━━━━━ Material for this task ━━━━━

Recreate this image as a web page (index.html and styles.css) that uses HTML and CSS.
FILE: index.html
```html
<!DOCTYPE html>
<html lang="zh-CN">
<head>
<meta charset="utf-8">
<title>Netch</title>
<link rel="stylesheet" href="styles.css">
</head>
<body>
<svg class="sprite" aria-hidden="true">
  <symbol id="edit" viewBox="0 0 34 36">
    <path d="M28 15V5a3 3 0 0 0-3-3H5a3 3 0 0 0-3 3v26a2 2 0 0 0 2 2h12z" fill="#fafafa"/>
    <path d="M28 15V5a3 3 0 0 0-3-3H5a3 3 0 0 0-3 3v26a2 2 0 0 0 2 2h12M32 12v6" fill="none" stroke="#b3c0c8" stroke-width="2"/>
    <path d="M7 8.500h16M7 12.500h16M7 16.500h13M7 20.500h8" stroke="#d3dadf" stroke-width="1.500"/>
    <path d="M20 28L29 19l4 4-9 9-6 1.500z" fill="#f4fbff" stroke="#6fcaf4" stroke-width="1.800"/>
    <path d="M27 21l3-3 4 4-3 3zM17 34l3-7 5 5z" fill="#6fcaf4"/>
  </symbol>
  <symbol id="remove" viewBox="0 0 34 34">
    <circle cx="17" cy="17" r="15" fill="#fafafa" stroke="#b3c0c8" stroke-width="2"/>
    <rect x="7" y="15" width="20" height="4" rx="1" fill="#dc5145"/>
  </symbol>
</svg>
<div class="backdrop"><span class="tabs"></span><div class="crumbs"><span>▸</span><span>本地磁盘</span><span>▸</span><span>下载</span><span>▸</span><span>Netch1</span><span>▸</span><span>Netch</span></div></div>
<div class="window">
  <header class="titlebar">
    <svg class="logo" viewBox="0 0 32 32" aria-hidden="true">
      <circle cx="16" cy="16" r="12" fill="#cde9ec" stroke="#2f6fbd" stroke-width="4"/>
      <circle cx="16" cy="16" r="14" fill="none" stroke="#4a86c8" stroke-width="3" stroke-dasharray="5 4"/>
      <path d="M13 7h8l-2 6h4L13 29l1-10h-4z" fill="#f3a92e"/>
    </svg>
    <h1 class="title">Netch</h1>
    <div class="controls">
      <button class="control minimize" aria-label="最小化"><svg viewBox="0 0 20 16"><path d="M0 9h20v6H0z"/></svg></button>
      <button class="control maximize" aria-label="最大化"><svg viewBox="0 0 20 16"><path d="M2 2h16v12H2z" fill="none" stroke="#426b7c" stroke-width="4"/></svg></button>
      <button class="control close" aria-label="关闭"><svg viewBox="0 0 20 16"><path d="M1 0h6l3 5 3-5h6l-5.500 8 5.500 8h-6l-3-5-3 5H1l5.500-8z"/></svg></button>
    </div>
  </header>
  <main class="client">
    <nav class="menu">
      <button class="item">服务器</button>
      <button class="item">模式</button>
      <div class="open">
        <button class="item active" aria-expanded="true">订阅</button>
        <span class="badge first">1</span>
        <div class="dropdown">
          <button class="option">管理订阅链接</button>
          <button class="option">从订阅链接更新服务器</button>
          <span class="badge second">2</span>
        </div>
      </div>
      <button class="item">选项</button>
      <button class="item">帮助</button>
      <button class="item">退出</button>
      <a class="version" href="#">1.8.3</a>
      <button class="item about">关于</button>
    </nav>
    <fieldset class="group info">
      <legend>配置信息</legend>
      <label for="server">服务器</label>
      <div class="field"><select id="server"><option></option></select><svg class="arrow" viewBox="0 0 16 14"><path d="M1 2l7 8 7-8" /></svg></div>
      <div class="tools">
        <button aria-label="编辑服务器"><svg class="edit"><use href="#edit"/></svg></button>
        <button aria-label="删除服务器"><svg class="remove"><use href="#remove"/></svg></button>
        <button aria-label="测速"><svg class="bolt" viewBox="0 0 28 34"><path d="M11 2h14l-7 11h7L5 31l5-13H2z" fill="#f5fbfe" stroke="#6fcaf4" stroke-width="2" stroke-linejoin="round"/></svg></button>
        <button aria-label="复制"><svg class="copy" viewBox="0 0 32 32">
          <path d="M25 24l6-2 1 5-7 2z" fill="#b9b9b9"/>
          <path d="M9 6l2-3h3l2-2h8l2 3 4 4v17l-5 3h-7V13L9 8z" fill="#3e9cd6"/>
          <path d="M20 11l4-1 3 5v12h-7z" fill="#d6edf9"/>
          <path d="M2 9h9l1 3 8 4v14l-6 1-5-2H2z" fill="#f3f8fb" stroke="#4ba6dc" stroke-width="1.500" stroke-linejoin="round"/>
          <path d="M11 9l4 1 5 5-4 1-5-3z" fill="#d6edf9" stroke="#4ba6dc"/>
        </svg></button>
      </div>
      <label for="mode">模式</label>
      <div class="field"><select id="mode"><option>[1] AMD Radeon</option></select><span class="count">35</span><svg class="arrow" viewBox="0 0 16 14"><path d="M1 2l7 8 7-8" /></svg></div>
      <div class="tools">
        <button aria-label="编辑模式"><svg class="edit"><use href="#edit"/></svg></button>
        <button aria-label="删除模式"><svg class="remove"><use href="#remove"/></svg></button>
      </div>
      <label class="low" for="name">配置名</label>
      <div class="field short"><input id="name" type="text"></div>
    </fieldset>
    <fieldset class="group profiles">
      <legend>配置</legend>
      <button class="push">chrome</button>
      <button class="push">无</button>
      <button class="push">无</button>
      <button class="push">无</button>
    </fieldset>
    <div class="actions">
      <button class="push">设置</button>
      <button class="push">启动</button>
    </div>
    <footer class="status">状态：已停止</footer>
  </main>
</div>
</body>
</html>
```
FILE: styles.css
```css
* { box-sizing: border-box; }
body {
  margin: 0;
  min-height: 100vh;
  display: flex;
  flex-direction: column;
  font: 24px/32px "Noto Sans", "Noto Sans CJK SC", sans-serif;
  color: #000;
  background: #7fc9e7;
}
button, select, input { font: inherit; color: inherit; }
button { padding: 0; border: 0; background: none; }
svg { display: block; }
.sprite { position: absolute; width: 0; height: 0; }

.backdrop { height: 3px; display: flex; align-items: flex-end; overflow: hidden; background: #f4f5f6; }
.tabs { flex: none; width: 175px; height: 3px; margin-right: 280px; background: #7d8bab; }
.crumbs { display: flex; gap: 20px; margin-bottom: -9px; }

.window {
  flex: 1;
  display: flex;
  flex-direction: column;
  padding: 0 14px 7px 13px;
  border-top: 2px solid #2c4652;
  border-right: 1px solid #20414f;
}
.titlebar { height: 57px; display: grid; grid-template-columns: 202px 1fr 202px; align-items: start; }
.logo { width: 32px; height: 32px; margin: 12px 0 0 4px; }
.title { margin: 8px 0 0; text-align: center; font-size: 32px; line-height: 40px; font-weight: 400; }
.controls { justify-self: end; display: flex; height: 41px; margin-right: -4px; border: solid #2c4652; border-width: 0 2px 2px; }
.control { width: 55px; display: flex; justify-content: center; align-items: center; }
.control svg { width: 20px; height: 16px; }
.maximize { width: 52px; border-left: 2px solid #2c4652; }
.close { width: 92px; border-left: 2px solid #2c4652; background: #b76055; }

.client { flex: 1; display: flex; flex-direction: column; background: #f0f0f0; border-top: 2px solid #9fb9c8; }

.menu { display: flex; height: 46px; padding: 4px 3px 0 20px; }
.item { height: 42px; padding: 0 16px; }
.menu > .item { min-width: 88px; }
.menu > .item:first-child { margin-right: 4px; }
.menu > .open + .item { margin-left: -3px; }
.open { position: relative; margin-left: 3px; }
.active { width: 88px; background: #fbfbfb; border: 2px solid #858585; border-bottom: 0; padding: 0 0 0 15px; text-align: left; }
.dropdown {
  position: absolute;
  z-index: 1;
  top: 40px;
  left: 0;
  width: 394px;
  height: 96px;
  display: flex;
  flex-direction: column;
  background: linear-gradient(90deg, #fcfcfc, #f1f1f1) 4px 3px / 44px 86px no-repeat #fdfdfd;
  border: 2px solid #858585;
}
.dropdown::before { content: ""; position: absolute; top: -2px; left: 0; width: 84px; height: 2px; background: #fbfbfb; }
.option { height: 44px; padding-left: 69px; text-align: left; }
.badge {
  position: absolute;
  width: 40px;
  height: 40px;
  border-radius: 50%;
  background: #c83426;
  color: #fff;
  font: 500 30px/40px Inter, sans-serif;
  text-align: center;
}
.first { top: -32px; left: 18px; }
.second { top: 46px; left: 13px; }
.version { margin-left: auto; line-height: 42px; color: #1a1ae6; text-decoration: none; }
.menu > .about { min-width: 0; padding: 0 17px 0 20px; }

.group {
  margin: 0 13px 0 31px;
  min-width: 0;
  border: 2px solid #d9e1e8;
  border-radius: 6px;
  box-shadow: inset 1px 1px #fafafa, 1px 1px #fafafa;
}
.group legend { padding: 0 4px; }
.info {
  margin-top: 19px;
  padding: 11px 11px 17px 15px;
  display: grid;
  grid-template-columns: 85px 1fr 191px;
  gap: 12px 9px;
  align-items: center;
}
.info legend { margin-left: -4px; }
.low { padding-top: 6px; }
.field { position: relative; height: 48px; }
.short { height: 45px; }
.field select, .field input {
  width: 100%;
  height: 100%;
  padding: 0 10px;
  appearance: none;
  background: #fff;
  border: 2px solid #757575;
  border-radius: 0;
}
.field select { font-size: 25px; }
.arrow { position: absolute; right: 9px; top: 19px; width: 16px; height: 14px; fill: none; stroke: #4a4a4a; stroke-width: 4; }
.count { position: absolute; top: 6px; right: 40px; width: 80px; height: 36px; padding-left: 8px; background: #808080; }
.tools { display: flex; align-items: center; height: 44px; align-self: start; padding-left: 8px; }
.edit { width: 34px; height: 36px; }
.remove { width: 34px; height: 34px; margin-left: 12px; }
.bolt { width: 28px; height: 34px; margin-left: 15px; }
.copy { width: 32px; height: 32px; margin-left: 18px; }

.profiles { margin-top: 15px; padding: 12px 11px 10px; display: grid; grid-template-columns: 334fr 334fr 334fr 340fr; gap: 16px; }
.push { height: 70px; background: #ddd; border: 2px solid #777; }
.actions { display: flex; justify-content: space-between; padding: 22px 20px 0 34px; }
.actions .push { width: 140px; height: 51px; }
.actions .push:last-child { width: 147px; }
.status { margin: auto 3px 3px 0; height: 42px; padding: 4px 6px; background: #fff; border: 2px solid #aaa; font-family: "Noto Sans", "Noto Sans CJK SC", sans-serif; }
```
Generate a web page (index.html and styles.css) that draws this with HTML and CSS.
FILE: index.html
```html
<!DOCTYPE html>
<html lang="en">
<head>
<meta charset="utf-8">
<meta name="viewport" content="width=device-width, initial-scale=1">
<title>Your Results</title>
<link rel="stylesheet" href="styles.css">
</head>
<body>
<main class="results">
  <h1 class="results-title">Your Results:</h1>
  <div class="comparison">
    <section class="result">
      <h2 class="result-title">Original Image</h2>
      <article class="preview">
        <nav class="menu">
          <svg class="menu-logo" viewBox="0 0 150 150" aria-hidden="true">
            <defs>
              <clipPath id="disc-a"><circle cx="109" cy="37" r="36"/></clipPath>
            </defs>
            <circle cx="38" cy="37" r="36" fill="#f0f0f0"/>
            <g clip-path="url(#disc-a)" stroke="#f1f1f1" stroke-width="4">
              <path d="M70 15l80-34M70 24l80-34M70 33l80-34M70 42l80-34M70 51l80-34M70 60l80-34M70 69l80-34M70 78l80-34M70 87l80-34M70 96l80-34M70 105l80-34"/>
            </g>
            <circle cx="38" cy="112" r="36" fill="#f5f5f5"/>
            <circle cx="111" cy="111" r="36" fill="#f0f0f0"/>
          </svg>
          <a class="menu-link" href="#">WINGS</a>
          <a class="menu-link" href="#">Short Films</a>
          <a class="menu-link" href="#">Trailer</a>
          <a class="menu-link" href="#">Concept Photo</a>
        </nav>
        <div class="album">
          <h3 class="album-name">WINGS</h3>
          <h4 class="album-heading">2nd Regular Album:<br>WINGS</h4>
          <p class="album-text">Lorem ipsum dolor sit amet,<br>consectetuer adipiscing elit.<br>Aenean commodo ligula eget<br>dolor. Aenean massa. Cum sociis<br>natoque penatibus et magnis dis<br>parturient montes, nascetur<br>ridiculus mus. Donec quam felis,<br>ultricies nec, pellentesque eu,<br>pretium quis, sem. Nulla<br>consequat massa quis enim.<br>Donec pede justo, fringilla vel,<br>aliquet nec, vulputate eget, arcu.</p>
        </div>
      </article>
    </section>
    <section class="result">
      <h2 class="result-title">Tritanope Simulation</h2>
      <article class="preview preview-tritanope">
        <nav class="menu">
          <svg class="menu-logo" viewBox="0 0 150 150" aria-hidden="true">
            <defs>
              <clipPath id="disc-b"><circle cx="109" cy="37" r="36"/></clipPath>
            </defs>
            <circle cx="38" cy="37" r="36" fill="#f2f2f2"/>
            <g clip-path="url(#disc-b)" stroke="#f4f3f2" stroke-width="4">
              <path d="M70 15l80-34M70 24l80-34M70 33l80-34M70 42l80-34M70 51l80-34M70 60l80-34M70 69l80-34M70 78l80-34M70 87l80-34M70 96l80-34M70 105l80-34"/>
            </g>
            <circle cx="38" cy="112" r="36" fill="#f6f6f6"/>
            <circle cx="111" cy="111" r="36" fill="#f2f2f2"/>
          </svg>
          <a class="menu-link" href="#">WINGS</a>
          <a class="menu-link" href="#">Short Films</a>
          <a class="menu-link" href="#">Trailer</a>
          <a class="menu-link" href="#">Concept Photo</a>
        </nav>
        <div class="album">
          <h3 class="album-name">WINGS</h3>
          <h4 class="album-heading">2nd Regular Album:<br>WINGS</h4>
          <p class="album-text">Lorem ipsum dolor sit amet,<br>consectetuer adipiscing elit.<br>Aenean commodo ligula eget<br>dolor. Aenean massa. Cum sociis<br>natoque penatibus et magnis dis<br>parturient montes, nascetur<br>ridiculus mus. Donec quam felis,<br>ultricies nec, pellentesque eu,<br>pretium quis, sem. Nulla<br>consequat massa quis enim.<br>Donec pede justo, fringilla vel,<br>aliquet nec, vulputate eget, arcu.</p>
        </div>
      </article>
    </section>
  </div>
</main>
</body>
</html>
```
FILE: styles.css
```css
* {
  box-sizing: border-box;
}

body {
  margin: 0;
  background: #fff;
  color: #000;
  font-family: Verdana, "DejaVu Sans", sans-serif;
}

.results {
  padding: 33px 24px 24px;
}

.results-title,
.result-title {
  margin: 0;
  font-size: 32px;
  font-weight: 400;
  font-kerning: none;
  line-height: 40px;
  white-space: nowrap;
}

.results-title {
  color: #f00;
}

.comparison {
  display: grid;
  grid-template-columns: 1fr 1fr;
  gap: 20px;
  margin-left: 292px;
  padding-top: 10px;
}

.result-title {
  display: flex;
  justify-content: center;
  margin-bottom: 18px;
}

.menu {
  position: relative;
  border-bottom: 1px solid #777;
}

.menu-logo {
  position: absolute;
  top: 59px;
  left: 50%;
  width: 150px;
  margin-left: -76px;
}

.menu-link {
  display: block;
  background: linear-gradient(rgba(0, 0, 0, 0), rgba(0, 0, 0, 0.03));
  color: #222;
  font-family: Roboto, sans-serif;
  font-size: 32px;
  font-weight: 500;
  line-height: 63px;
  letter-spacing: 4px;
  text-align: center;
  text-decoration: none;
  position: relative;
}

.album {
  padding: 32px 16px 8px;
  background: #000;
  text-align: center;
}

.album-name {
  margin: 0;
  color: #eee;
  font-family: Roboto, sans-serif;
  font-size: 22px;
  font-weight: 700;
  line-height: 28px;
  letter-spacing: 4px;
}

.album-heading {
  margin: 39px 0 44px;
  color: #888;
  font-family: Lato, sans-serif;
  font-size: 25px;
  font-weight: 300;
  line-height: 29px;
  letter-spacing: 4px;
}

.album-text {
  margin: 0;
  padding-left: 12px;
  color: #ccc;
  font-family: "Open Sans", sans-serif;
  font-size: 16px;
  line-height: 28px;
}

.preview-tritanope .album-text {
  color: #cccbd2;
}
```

━━━━━

#### Work to be completed:
Exactly how many lines contain "that"? State the number and nothing else.

#### Task solution:
2